COVID-19 aşıları, COVID-19 hastalığına karşı bağışıklık oluşturur. Bunun önemli bir parçası da IgG ve IgM sınıfından antikorlardır. Aşı sonrası antikor testleri, yani virüsle karşılaştığımızı gösteren testler pozitif bulunabilir. Hastalığın tanısı için altın standart olan PCR testleri, yani virüsün genetik maddesini gösteren testler ise pozitif bulunmaz.
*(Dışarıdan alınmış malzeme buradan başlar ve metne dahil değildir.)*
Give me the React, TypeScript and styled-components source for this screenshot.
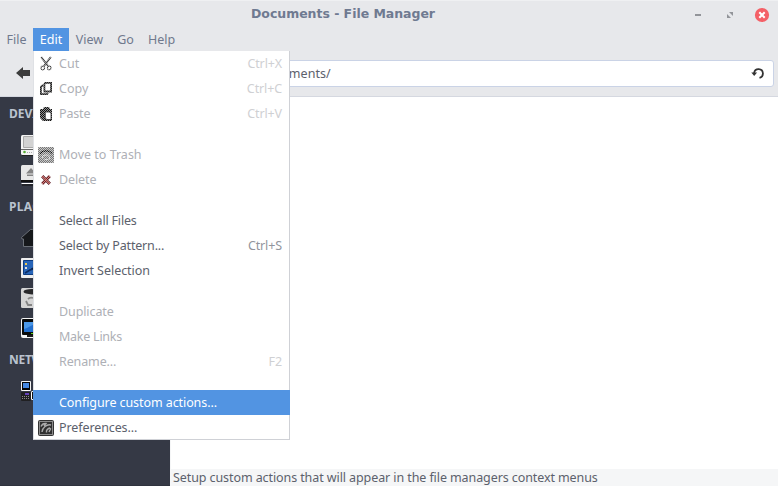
import React from 'react';
import styled, { createGlobalStyle } from 'styled-components';

const GlobalStyle = createGlobalStyle`
  * { box-sizing: border-box; }
  html, body { margin: 0; padding: 0; overflow: hidden; }
  body { font-family: "Noto Sans", "Open Sans", sans-serif; font-size: 12.5px; color: #5c616c; }
  svg { display: block; flex: none; }
`;

const Window = styled.div`
  position: relative;
  width: 778px;
  height: 486px;
  display: flex;
  flex-direction: column;
  background: #e7e8eb;
  overflow: hidden;
`;

const TitleBar = styled.header`
  height: 28px;
  display: grid;
  grid-template-columns: 1fr auto;
  align-items: center;
  border-top: 1px solid #eff0f2;
`;

const Title = styled.h1`
  margin: 0;
  padding: 0 0 1px 251px;
  font: bold 12.5px/16px "DejaVu Sans", sans-serif;
  letter-spacing: -0.03px;
  color: #6f7a91;
  white-space: nowrap;
`;

const Controls = styled.div`
  display: flex;
  align-items: center;
  gap: 16px;
  padding-right: 8px;
`;

const MenuBar = styled.nav`
  height: 23px;
  display: flex;
`;

const MenuTitle = styled.div<{ $w: number; $active?: boolean }>`
  width: ${(p) => p.$w}px;
  height: 23px;
  text-align: center;
  line-height: 23px;
  color: ${(p) => (p.$active ? '#fff' : '#70798d')};
  background: ${(p) => (p.$active ? '#5294e2' : 'transparent')};
`;

const Toolbar = styled.div`
  height: 46px;
  display: flex;
  align-items: flex-start;
  padding: 9px 4px 0 15px;
  border-bottom: 1px solid #d5d8e0;
`;

const BackButton = styled.div`
  width: 45px;
  padding-top: 6px;
`;

const PathField = styled.div`
  flex: 1;
  height: 27px;
  display: flex;
  align-items: center;
  justify-content: space-between;
  padding: 0 8px 0 197px;
  background: #fff;
  border: 1px solid #cad3e6;
  border-radius: 3px;
  letter-spacing: 0.08px;
`;

const Body = styled.div`
  flex: 1;
  display: flex;
  min-height: 0;
`;

const Sidebar = styled.aside`
  width: 170px;
  background: #353945;
  border-bottom: 1px solid #2f333e;
`;

const Heading = styled.div<{ $spacing: number }>`
  height: 33px;
  padding-left: 9px;
  font-size: 12px;
  font-weight: 700;
  line-height: 33px;
  letter-spacing: ${(p) => p.$spacing}px;
  color: #bac3cf;
`;

const Place = styled.div`
  height: 30px;
  padding: 3px 0 0 19px;
`;

const Main = styled.main`
  flex: 1;
  display: flex;
  flex-direction: column;
  justify-content: flex-end;
  background: #fff;
  border-left: 1px solid #f5f6f7;
`;

const StatusBar = styled.footer`
  height: 17px;
  padding-left: 2px;
  line-height: 17px;
  letter-spacing: -0.09px;
  background: #f5f6f7;
  white-space: nowrap;
`;

const Menu = styled.div`
  position: absolute;
  left: 33px;
  top: 51px;
  width: 257px;
  height: 389px;
  background: #fff;
  box-shadow: inset -1px -1px #cfd1d6, inset 1px 0 #dfe1e5;
`;

const Item = styled.div<{ $state: 'off' | 'on' | 'hover' }>`
  height: 25px;
  display: grid;
  grid-template-columns: 21px 1fr auto;
  align-items: center;
  padding: 0 8px 0 5px;
  line-height: 25px;
  white-space: nowrap;
  color: ${(p) => ({ off: '#aeb0b6', on: '#5c616c', hover: '#fff' })[p.$state]};
  background: ${(p) => (p.$state === 'hover' ? '#5294e2' : 'transparent')};
`;

const Label = styled.span<{ $spacing: number }>`
  letter-spacing: ${(p) => p.$spacing}px;
`;

const Shortcut = styled.span<{ $dim: boolean }>`
  letter-spacing: -0.12px;
  color: ${(p) => (p.$dim ? '#cfd0d3' : '#92959d')};
`;

const Separator = styled.div`
  height: 16px;
`;

function Dither({ children, low = '#777' }: { children: React.ReactNode; low?: string }) {
  const id = React.useId().replace(/[^a-zA-Z0-9]/g, '');
  return (
    <svg width="16" height="16" viewBox="0 0 16 16">
      <defs>
        <pattern id={id + 'p'} width="2" height="2" patternUnits="userSpaceOnUse">
          <path fill="#fff" shapeRendering="crispEdges" d="M0 0h1v1H0zM1 1h1v1H1z" />
          <path fill={low} shapeRendering="crispEdges" d="M1 0h1v1H1zM0 1h1v1H0z" />
        </pattern>
        <mask id={id + 'm'} maskUnits="userSpaceOnUse" x="0" y="0" width="16" height="16">
          <rect width="16" height="16" fill={`url(#${id}p)`} />
        </mask>
      </defs>
      <g mask={`url(#${id}m)`}>{children}</g>
    </svg>
  );
}

const CutIcon = () => (
  <Dither low="#888">
    <g fill="none" stroke="#444">
      <path strokeWidth="2" d="M3.2 1 10 10M12.8 1 6 10" />
      <circle cx="4.8" cy="12" r="1.8" strokeWidth="1.2" />
      <circle cx="11.2" cy="12" r="1.8" strokeWidth="1.2" />
    </g>
  </Dither>
);

const CopyIcon = () => (
  <Dither low="#aaa">
    <g fill="none" stroke="#222" strokeWidth="1.8">
      <path d="M5.5 4.5h-1L2.9 6v7.1h6.2L10 12" />
      <path d="M7.3 1.9h5.8v8.6H6.4V3z" />
    </g>
  </Dither>
);

const PasteIcon = () => (
  <svg width="16" height="16" viewBox="0 0 16 16">
    <foreignObject width="0" height="0" />
    <Dither low="#777">
      <path fill="#111" d="M2 3h3l1-2h5l1 2h2v11l-1 1H5l-3-3z" />
    </Dither>
    <path fill="#fff" stroke="#333" strokeWidth=".8" d="M8.5 6h3.2L13 7.5v6H8.8L7.3 12V7.2z" />
  </svg>
);

const TrashIcon = () => (
  <Dither low="#666">
    <rect width="16" height="16" rx="1" fill="#777" />
    <path fill="none" stroke="#000" strokeWidth="1.3" d="M2 6.5q2-2.7 6-2.7t6 2.7" />
    <path fill="none" stroke="#ccc" strokeWidth="1" d="M4.5 11V9l3-1h2l2 2v2M6.5 12.5h4" />
  </Dither>
);

const DeleteIcon = () => (
  <Dither low="#999">
    <path fill="none" stroke="#571119" strokeWidth="3.2" d="m4.2 4.2 7.6 7.6m0-7.6-7.6 7.6" />
    <path fill="none" stroke="#b5423b" strokeWidth="1.2" d="m4.2 4.2 7.6 7.6m0-7.6-7.6 7.6" />
  </Dither>
);

const PrefsIcon = () => (
  <svg width="16" height="16" viewBox="0 0 16 16">
    <rect x=".5" y=".5" width="15" height="15" rx="1" fill="#8b8b8b" stroke="#333" />
    <path fill="#303030" d="M2 2h12v12H2z" />
    <path fill="none" stroke="#aaa" strokeWidth="1.4" d="M3 6.5Q4.5 3 8 3.5L6 6M4 12q0-3 3-5.5Q10 4 13 5M8.5 12.5q-.5-3 3-4.5l1 1-1.5 3" />
  </svg>
);

const DriveIcon = () => (
  <svg width="24" height="24" viewBox="0 0 24 24">
    <rect x="2" y="2" width="21" height="20" rx="1.5" fill="#f4f4f4" />
    <path fill="#d2d2d2" stroke="#aaa" d="M4.5 3.5h17v11h-17z" />
    <path stroke="#666" d="M2 16.5h21" />
    <path stroke="#222" d="M3 22.5h20" />
    <circle cx="5.5" cy="19" r="1.3" fill="#57ad35" />
    <path stroke="#aaa" strokeDasharray="1 1" d="M8 19.5h13" />
  </svg>
);

const EjectIcon = () => (
  <svg width="24" height="24" viewBox="0 0 24 24">
    <rect x="2" y="2" width="21" height="16" rx="1.5" fill="#e8e8e8" />
    <path fill="#858585" d="m12 5 5 5.5H7zM8 11.5h8V13H8z" />
    <path stroke="#111" strokeWidth="2" d="M2 18h21" />
    <path stroke="#fff" d="M2.5 20.5H23" />
    <path stroke="#111" d="M3 22h20" />
  </svg>
);

const HomeIcon = () => (
  <svg width="24" height="24" viewBox="0 0 24 24">
    <path fill="#16181b" stroke="#6b7078" d="M2.5 11.5 11.5 3.5h2l9 8-1 1.5h-1.5v7.5H4.5V13H3z" />
  </svg>
);

const DesktopIcon = () => (
  <svg width="24" height="24" viewBox="0 0 24 24">
    <rect x="2" y="2" width="21" height="20" rx="1" fill="#eee" />
    <path fill="#2865b8" stroke="#0d3c80" d="M4.5 4.5h17v14h-17z" />
    <path fill="#edc855" d="M6 7h2v2H6z" />
    <path fill="#dedede" d="M6 11h2v2H6z" />
    <path stroke="#0b2c62" strokeWidth="1.6" d="m6 17 5-3 3-1 5-5" />
  </svg>
);

const BinIcon = () => (
  <svg width="24" height="24" viewBox="0 0 24 24">
    <rect x="2" y="2" width="21" height="20" rx="1.5" fill="#d5d5d5" />
    <ellipse cx="13" cy="5.7" rx="8.5" ry="2.7" fill="#29292b" />
    <path fill="none" stroke="#858585" strokeWidth="1.8" d="M9 13q2-2 5-1M7 15l2 4h4M16 13l1 4" />
  </svg>
);

const ScreenIcon = () => (
  <svg width="24" height="24" viewBox="0 0 24 24">
    <rect x="2" y="2" width="21" height="20" rx="2" fill="#f5f5f5" />
    <rect x="3" y="3" width="19" height="16" rx="1" fill="#080a0b" />
    <path fill="#236fce" d="M5 6h14v10H5z" />
    <path fill="#4a97e8" d="M5 6h14L8 12l-3 1z" />
    <path stroke="#1a1a1a" strokeWidth="2" d="M8 20h10" />
    <path fill="#5ed51c" d="M12 17h2v1h-2z" />
  </svg>
);

const NetworkIcon = () => (
  <svg width="24" height="24" viewBox="0 0 24 24">
    <rect x="2" y="2" width="10" height="10" rx="1" fill="#f3f3f3" />
    <path fill="#050505" d="M3 3h8v8H3z" />
    <path fill="#4588e2" d="M4 4h6v5H4z" />
    <path stroke="#fff" d="M5 11.5h4" />
    <rect x="2" y="13" width="10" height="9" rx="1" fill="#202022" />
    <path fill="#6543ba" d="M6 14h4v2H6z" />
    <path stroke="#888" strokeDasharray="1 1" d="M3 17.5h8M3 19.5h8" />
    <rect x="12" y="12" width="10" height="9" rx="1.5" fill="#fff" />
    <path fill="#111" d="M13 13h8v7h-8z" />
  </svg>
);

const sidebar: { title: string; spacing: number; icons: React.FC[] }[] = [
  { title: 'DEVICES', spacing: 0, icons: [DriveIcon, EjectIcon] },
  { title: 'PLACES', spacing: 0.35, icons: [HomeIcon, DesktopIcon, BinIcon, ScreenIcon] },
  { title: 'NETWORK', spacing: -0.3, icons: [NetworkIcon] },
];

type Entry = {
  label: string;
  key?: string;
  icon?: React.FC;
  spacing?: number;
  state?: 'off' | 'on' | 'hover';
};
const groups: Entry[][] = [
  [
    { label: 'Cut', key: 'Ctrl+X', icon: CutIcon },
    { label: 'Copy', key: 'Ctrl+C', icon: CopyIcon },
    { label: 'Paste', key: 'Ctrl+V', icon: PasteIcon, spacing: -0.15 },
  ],
  [
    { label: 'Move to Trash', icon: TrashIcon },
    { label: 'Delete', icon: DeleteIcon, spacing: -0.1 },
  ],
  [
    { label: 'Select all Files', state: 'on', spacing: -0.19 },
    { label: 'Select by Pattern...', key: 'Ctrl+S', state: 'on', spacing: -0.17 },
    { label: 'Invert Selection', state: 'on', spacing: -0.03 },
  ],
  [
    { label: 'Duplicate', spacing: -0.1 },
    { label: 'Make Links', spacing: -0.25 },
    { label: 'Rename...', key: 'F2', spacing: -0.12 },
  ],
  [
    { label: 'Configure custom actions...', state: 'hover', spacing: -0.08 },
    { label: 'Preferences...', icon: PrefsIcon, state: 'on', spacing: -0.1 },
  ],
];

export default function App() {
  return (
    <Window>
      <GlobalStyle />
      <TitleBar>
        <Title>Documents - File Manager</Title>
        <Controls>
          <svg width="16" height="16" viewBox="0 0 16 16">
            <path fill="#929499" d="M5 7h6v2H5z" />
          </svg>
          <svg width="16" height="16" viewBox="0 0 16 16">
            <path fill="#929499" d="M7 5h4v4zM5 7v4h4z" />
          </svg>
          <svg width="16" height="16" viewBox="0 0 16 16">
            <circle cx="8" cy="8" r="7.1" fill="#f46067" />
            <path stroke="#fff" strokeWidth="2" d="m5.3 5.3 5.4 5.4m0-5.4-5.4 5.4" />
          </svg>
        </Controls>
      </TitleBar>
      <MenuBar>
        <MenuTitle $w={33}>File</MenuTitle>
        <MenuTitle $w={36} $active>Edit</MenuTitle>
        <MenuTitle $w={41}>View</MenuTitle>
        <MenuTitle $w={31}>Go</MenuTitle>
        <MenuTitle $w={41}>Help</MenuTitle>
      </MenuBar>
      <Toolbar>
        <BackButton>
          <svg width="16" height="14" viewBox="0 0 16 14">
            <path fill="#3c3c3c" d="M1 7 8 1v3h7v6H8v3z" />
          </svg>
        </BackButton>
        <PathField>
          <span>Documents/</span>
          <svg width="14" height="14" viewBox="0 0 14 14">
            <path fill="none" stroke="#333" strokeWidth="1.8" d="M3.2 6.5V5.7a4.4 4.4 0 1 1 5.3 5.2" />
            <path fill="#333" d="M.3 5.5h5.8L3.2 9z" />
          </svg>
        </PathField>
      </Toolbar>
      <Body>
        <Sidebar>
          {sidebar.map(({ title, spacing, icons }) => (
            <section key={title}>
              <Heading $spacing={spacing}>{title}</Heading>
              {icons.map((Icon, i) => (
                <Place key={i}><Icon /></Place>
              ))}
            </section>
          ))}
        </Sidebar>
        <Main>
          <StatusBar>Setup custom actions that will appear in the file managers context menus</StatusBar>
        </Main>
      </Body>
      <Menu>
        {groups.map((group, g) => (
          <React.Fragment key={g}>
            {g > 0 && <Separator />}
            {group.map(({ label, key, icon: Icon, spacing = 0, state = 'off' }) => (
              <Item key={label} $state={state}>
                <span>{Icon && <Icon />}</span>
                <Label $spacing={spacing}>{label}</Label>
                {key && <Shortcut $dim={state === 'off'}>{key}</Shortcut>}
              </Item>
            ))}
          </React.Fragment>
        ))}
      </Menu>
    </Window>
  );
}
Aşı olanlar nelere dikkat etmeli?
Aşı olan kişilerin öncelikle 15-30 dakika arasında aşı oldukları sağlık kurumlarında beklemeleri gerekmektedir. Bunun dışında aşının uygulandığı bölgede yan etkiler ortaya çıkarsa, soğuk uygulamalar yapılabilir ve parasetamol kullanılabilir. Daha ciddi yan etkiler ya da alerjik rahatsızlıkları ortaya çıkan kişilerin ise bir sağlık kurumuna başvurması, tedavi alması ve gözlem altında tutulması gerekebilir.
Aşı olanlar ciddi yan etki durumunda ne yapmalı?
Aşı sonrasında şiddetli kaşıntı, bayılma, kusma, ciddi alerjik reaksiyon, hırıltılı solunum gibi çok ciddi bir yan etki söz konusuyla mutlaka en yakın sağlık kuruluşuna başvurulmalıdır. Aşı sonrası ciddi yan etkiler genellikle ilk 30 dakika içinde ortaya çıkar. Bu nedenle aşıdan sonra 15-30 dakika sağlık kuruluşunda beklenmesi ciddi istenmeyen etkilerin çoğuna erken müdahale edilmesini sağlayacaktır.